'Be anxious for nothing..." ~Philippians 4:6

Saturday, December 12, 2020

QUARANTINE LIFE: SERVICE


There are those who are proving greater effectiveness, competence, scholarship, stewardship, leadership, and authenticity during this time, and it’s wonderful. Leaders are emerging. In the absence of weekly in-person convocations, there are those who can just take a seat (like Jesus did) and minister effectively. Their teaching is solid; inspired; intelligent; sober; substantive. When they’re not online, they’re serving their communities; orchestrating consistent  efforts for people to be housed, clothed, counseled, and fed. They’ve realized that this is a time to put into action everything about service that they’ve ever learned. They’re finding that giving has increased, too. 

Others, however, are proving that theirs was a mere hustle; a side gig. Sunday was their day to be on; to perform; to gain praise; to be important; to be seen; to enrich themselves. They’ve spent so much time directing, moving, controlling, and pushing their small, warped, denominationally limited idea of God— a god that preferred them, their voices, their habits, their slogans, and fell in line with their self-serving programs, that they persist in providing superficial virtual presentations. Playing at, and trying to replicate “church” is a mistake that’s painful to watch. The hollering, cliches, and ridiculous prayers are comical. They’re proving that they needed the crowd and the building to be effective. Without it, the show is over.

Miss ‘Rona is greatly interfering with, and exposing the hustle. Consumer’s eyes and ears are opening, and the smoke and mirrors they once flocked to, and called “service”, is now showing it’s true self. There’s no busyness to hide behind, and all that remains for some are empty barns, tacky background graphics, and unreliable audio. 

Many are proving by their substance-deprived, pitiful virtual offerings, that they never really knew, or cared to know God. Being still—and being filled—and keeping people safe aren’t priorities. They have to appear spiritual; they have to gather in spite of the pandemic and show everyone how faithful and unafraid they are, even as the news daily reports deaths that are the direct results of flaunting guidelines. 

Many are demonstrating that they only knew how to DO church, and feel they have no purpose, credibility or identity without carrying on the show. It’s essential to their bank accounts.  They have to convince themselves that their god needs, and requires the show and you do, too. To sit still and actually hear Him— HIS agenda, what HE likes, wants, and doesn’t find the least bit praiseworthy or necessary — would be devastating. To actually BE the church would be too much work. Showmanship is their calling, attention is their goal, not service. 

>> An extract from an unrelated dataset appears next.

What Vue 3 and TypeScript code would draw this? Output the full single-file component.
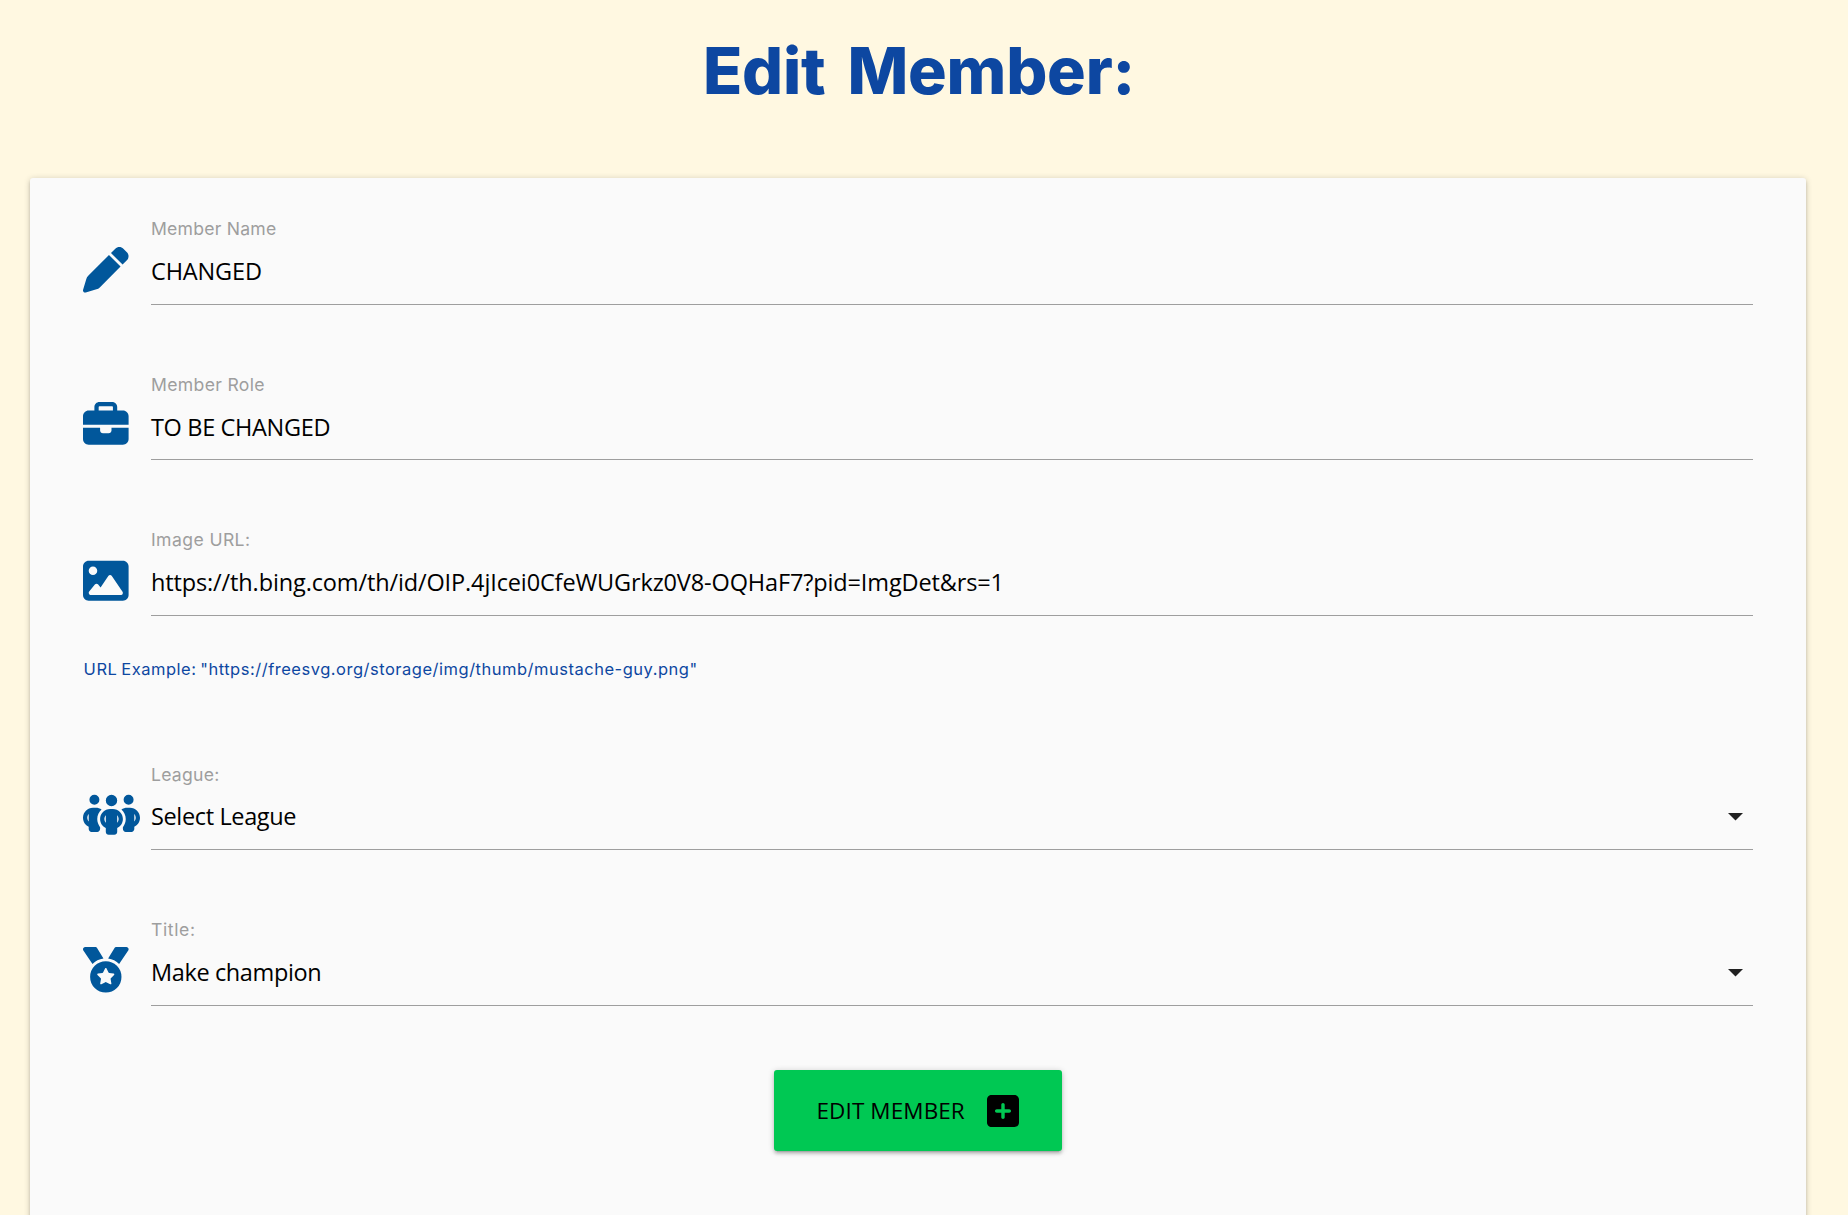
<script setup lang="ts">
interface Icon {
  viewBox: string
  path: string
  wide?: boolean
}

interface Field {
  id: string
  label: string
  labelSpacing: number
  value: string
  valueSpacing: number
  icon: Icon
  select?: boolean
  hint?: string
}

const pen: Icon = {
  viewBox: '0 0 512 512',
  path: 'M362.7 19.3L314.3 67.7 444.3 197.7l48.4-48.4c25-25 25-65.5 0-90.5L453.3 19.3c-25-25-65.5-25-90.5 0zm-71 71L58.6 323.5c-10.4 10.4-18 23.3-22.2 37.4L1 481.2C-1.5 489.7 .8 498.8 7 505s15.3 8.5 23.7 6.1l120.3-35.4c14.1-4.2 27-11.8 37.4-22.2L421.7 220.3 291.7 90.3z',
}
const briefcase: Icon = {
  viewBox: '0 0 512 512',
  path: 'M184 48H328c4.4 0 8 3.6 8 8V96H176V56c0-4.4 3.6-8 8-8zm-56 8V96H64C28.7 96 0 124.7 0 160v96H192 320 512V160c0-35.3-28.7-64-64-64H384V56c0-30.9-25.1-56-56-56H184c-30.9 0-56 25.1-56 56zM512 288H320v32c0 17.7-14.3 32-32 32H224c-17.7 0-32-14.3-32-32V288H0V416c0 35.3 28.7 64 64 64H448c35.3 0 64-28.7 64-64V288z',
}
const image: Icon = {
  viewBox: '0 0 512 512',
  path: 'M0 96C0 60.7 28.7 32 64 32H448c35.3 0 64 28.7 64 64V416c0 35.3-28.7 64-64 64H64c-35.3 0-64-28.7-64-64V96zM323.8 202.5c-4.5-6.6-11.9-10.5-19.8-10.5s-15.4 3.9-19.8 10.5l-87 127.6L170.7 297c-4.6-5.7-11.5-9-18.7-9s-14.2 3.3-18.7 9l-64 80c-5.8 7.2-6.9 17.1-2.9 25.4s12.4 13.6 21.6 13.6h96 32H424c8.9 0 17.1-4.9 21.2-12.8s3.6-17.4-1.4-24.7l-120-176zM112 192a48 48 0 1 0 0-96 48 48 0 1 0 0 96z',
}
const people: Icon = {
  viewBox: '0 0 640 512',
  wide: true,
  path: 'M72 88a56 56 0 1 1 112 0A56 56 0 1 1 72 88zM64 245.7C54 256.9 48 271.8 48 288s6 31.1 16 42.3V245.7zm144.4-49.3C178.7 222.7 160 261.2 160 304c0 34.3 12 65.8 32 90.5V416c0 17.7-14.3 32-32 32H96c-17.7 0-32-14.3-32-32V389.2C26.2 371.2 0 332.7 0 288c0-61.9 50.1-112 112-112h32c24 0 46.2 7.5 64.4 20.3zM448 416V394.5c20-24.7 32-56.2 32-90.5c0-42.8-18.7-81.3-48.4-107.7C449.8 183.5 472 176 496 176h32c61.9 0 112 50.1 112 112c0 44.7-26.2 83.2-64 101.2V416c0 17.7-14.3 32-32 32H480c-17.7 0-32-14.3-32-32zm8-328a56 56 0 1 1 112 0A56 56 0 1 1 456 88zM576 245.7v84.7c10-11.3 16-26.1 16-42.3s-6-31.1-16-42.3zM320 32a64 64 0 1 1 0 128 64 64 0 1 1 0-128zM240 304c0 16.2 6 31 16 42.3V261.7c-10 11.3-16 26.1-16 42.3zm144-42.3v84.7c10-11.3 16-26.1 16-42.3s-6-31.1-16-42.3zM448 304c0 44.7-26.2 83.2-64 101.2V448c0 17.7-14.3 32-32 32H288c-17.7 0-32-14.3-32-32V405.2c-37.8-18-64-56.5-64-101.2c0-61.9 50.1-112 112-112h32c61.9 0 112 50.1 112 112z',
}
const medal: Icon = {
  viewBox: '0 0 512 512',
  path: 'M4.1 38.2C1.4 34.2 0 29.4 0 24.6C0 11 11 0 24.6 0H133.9c11.2 0 21.7 5.9 27.4 15.5l68.5 114.1c-48.2 6.1-91.3 28.6-123.4 61.9L4.1 38.2zm503.7 0L405.6 191.5c-32.1-33.3-75.2-55.8-123.4-61.9L350.7 15.5C356.5 5.9 366.9 0 378.1 0H487.4C501 0 512 11 512 24.6c0 4.8-1.4 9.6-4.1 13.6zM80 336a176 176 0 1 1 352 0A176 176 0 1 1 80 336zm184.4-94.9c-3.4-7-13.3-7-16.8 0l-22.4 45.4c-1.4 2.8-4 4.7-7 5.1L168 298.9c-7.7 1.1-10.7 10.5-5.2 16l36.3 35.4c2.2 2.2 3.2 5.2 2.7 8.3l-8.6 49.9c-1.3 7.6 6.7 13.5 13.6 9.9l44.8-23.6c2.7-1.4 6-1.4 8.7 0l44.8 23.6c6.9 3.6 14.9-2.2 13.6-9.9l-8.6-49.9c-.5-3 .5-6.1 2.7-8.3l36.3-35.4c5.6-5.4 2.5-14.8-5.2-16l-50.1-7.3c-3-.4-5.7-2.4-7-5.1l-22.4-45.4z',
}

const fields: Field[] = [
  { id: 'name', label: 'Member Name', labelSpacing: 0.23, value: 'CHANGED', valueSpacing: -0.15, icon: pen },
  { id: 'role', label: 'Member Role', labelSpacing: 0.33, value: 'TO BE CHANGED', valueSpacing: -0.34, icon: briefcase },
  {
    id: 'image',
    label: 'Image URL:',
    labelSpacing: 0.4,
    value: 'https://th.bing.com/th/id/OIP.4jIcei0CfeWUGrkz0V8-OQHaF7?pid=ImgDet&rs=1',
    valueSpacing: -0.13,
    icon: image,
    hint: 'URL Example: "https://freesvg.org/storage/img/thumb/mustache-guy.png"',
  },
  { id: 'league', label: 'League:', labelSpacing: 0.25, value: 'Select League', valueSpacing: -0.36, icon: people, select: true },
  { id: 'title', label: 'Title:', labelSpacing: 0.6, value: 'Make champion', valueSpacing: -0.38, icon: medal, select: true },
]
</script>

<template>
  <main class="page">
    <h1 class="heading">Edit Member:</h1>
    <form class="card" @submit.prevent>
      <template v-for="field in fields" :key="field.id">
        <div class="field" :class="`field-${field.id}`">
          <svg class="icon" :class="{ wide: field.icon.wide }" :viewBox="field.icon.viewBox" aria-hidden="true">
            <path :d="field.icon.path" />
          </svg>
          <div class="control">
            <div class="label" :style="{ letterSpacing: field.labelSpacing + 'px' }">{{ field.label }}</div>
            <div class="value">
              <span :style="{ letterSpacing: field.valueSpacing + 'px' }">{{ field.value }}</span>
              <svg v-if="field.select" class="caret" viewBox="0 0 15 8" aria-hidden="true"><path d="M0 0h15L7.5 7.5z" /></svg>
            </div>
          </div>
        </div>
        <p v-if="field.hint" class="hint">{{ field.hint }}</p>
      </template>
      <button class="submit" type="submit">
        <span>EDIT MEMBER</span>
        <svg class="plus" viewBox="0 32 448 448" aria-hidden="true">
          <path d="M64 32C28.7 32 0 60.7 0 96V416c0 35.3 28.7 64 64 64H384c35.3 0 64-28.7 64-64V96c0-35.3-28.7-64-64-64H64zM200 344V280H136c-13.3 0-24-10.7-24-24s10.7-24 24-24h64V168c0-13.3 10.7-24 24-24s24 10.7 24 24v64h64c13.3 0 24 10.7 24 24s-10.7 24-24 24H248v64c0 13.3-10.7 24-24 24s-24-10.7-24-24z" />
        </svg>
      </button>
    </form>
  </main>
</template>

<style>
body {
  background: #fff8e1;
  overflow: hidden;
}
</style>

<style scoped>
.page {
  box-sizing: border-box;
  height: 1215px;
  padding: 0 42px 0 30px;
  overflow: hidden;
  display: flex;
  flex-direction: column;
  background: #fff8e1;
  font-family: Inter, sans-serif;
}
.heading {
  flex: none;
  height: 178px;
  margin: 0;
  padding: 31.5px 0 0 2px;
  box-sizing: border-box;
  text-align: center;
  font-size: 64.5px;
  font-weight: 800;
  line-height: 78px;
  letter-spacing: -0.2px;
  word-spacing: 8px;
  color: #0d47a1;
}
.card {
  box-sizing: border-box;
  flex: none;
  height: 1100px;
  padding: 39px 53px 0;
  display: flex;
  flex-direction: column;
  background: #fafafa;
  border-radius: 3px;
  box-shadow: 0 3px 3px 0 rgba(0, 0, 0, 0.14), 0 4px 1px -3px rgba(0, 0, 0, 0.12), 0 1px 6px 0 rgba(0, 0, 0, 0.2);
}
.field {
  flex: none;
  display: flex;
  align-items: flex-start;
  height: 88px;
  margin-bottom: 67px;
}
.field-role {
  margin-bottom: 68px;
}
.field-image {
  margin-bottom: 41px;
}
.field-league {
  margin-bottom: 68px;
}
.field-title {
  margin-bottom: 64px;
}
.icon {
  flex: none;
  width: 45.6px;
  height: 45.6px;
  margin: 30.4px 22px 0 0.4px;
  fill: #01579b;
}
.icon.wide {
  width: 57px;
  margin-right: 10.6px;
}
.field-title .icon {
  margin-top: 29.4px;
}
.control {
  flex: 1;
  height: 88px;
  box-sizing: border-box;
  border-bottom: 1px solid #9e9e9e;
}
.label {
  height: 24px;
  font-size: 17.6px;
  line-height: 24px;
  color: #9e9e9e;
}
.field-role .label,
.field-league .label {
  padding-top: 1px;
  height: 23px;
}
.value {
  display: flex;
  align-items: center;
  justify-content: space-between;
  height: 61px;
  padding-right: 10.5px;
  font-family: 'Open Sans', sans-serif;
  font-size: 23.5px;
  line-height: 61px;
  color: #000;
  white-space: nowrap;
}
.field-role .value {
  height: 63px;
}
.caret {
  width: 15px;
  height: 8px;
  fill: #212121;
}
.hint {
  flex: none;
  height: 24px;
  margin: 0 0 81px 0.6px;
  font-size: 16.5px;
  line-height: 24px;
  letter-spacing: 0.51px;
  word-spacing: -1.3px;
  color: #0d47a1;
}
.submit {
  flex: none;
  align-self: center;
  display: flex;
  align-items: center;
  width: 288px;
  height: 81px;
  padding: 0 43px 0 42.5px;
  justify-content: space-between;
  border: 0;
  border-radius: 3px;
  background: #00c853;
  color: #000;
  font-family: 'Open Sans', sans-serif;
  font-size: 22.5px;
  letter-spacing: 0.1px;
  box-shadow: 0 3px 3px 0 rgba(0, 0, 0, 0.14), 0 4px 1px -3px rgba(0, 0, 0, 0.12), 0 1px 6px 0 rgba(0, 0, 0, 0.2);
}
.plus {
  width: 32px;
  height: 32px;
}
</style>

These days, excellence—not titles, friendship, habit, or tradition— is the cost of serious viewership and patronage.  Everything else is a joke. It is too easy to take one’s business or attention  elsewhere without being noticed. It takes no time at all to tune in to what, and who is going above and beyond expectations; who has worked out the kinks, figured out glitches, mastered and invested in technology; and is valuing the time, tastes, resources, needs, intelligence, and hearts of consumers by delivering a premium product. Expectations have been heightened. Details are being noticed. Gone are the days of being bullied or guilted into participation. Mediocrity, desperation, and incompetence don’t stand a chance. With one swipe or click, substance can be found, and hot air can be silenced. 

Many have had nine months to quietly, and with clearer eyes, examine what, and who they have been following and supporting, and have concluded that, in some cases, it wasn’t as good, beneficial, authentic, or as necessary as they’d thought. 

People have options. Obligations have shifted. Expertise reigns. Information has eclipsed noise. Keeping people engaged demands skill, competence, honesty, knowledge, caring, consistency and truth. Unfortunately, many are still in pre-pandemic hustle mode; they’re still trying to get over; still grandstanding; still playing at entrepreneurship and leadership; still playing ringmaster and trying to keep the circus going in empty tents. They haven’t made adjustments. They haven’t examined what they’re offering to see, or care if it’s actually GOOD, but expect others to overlook glaring, fixable faults, and consume/support anyway for old time’s sake.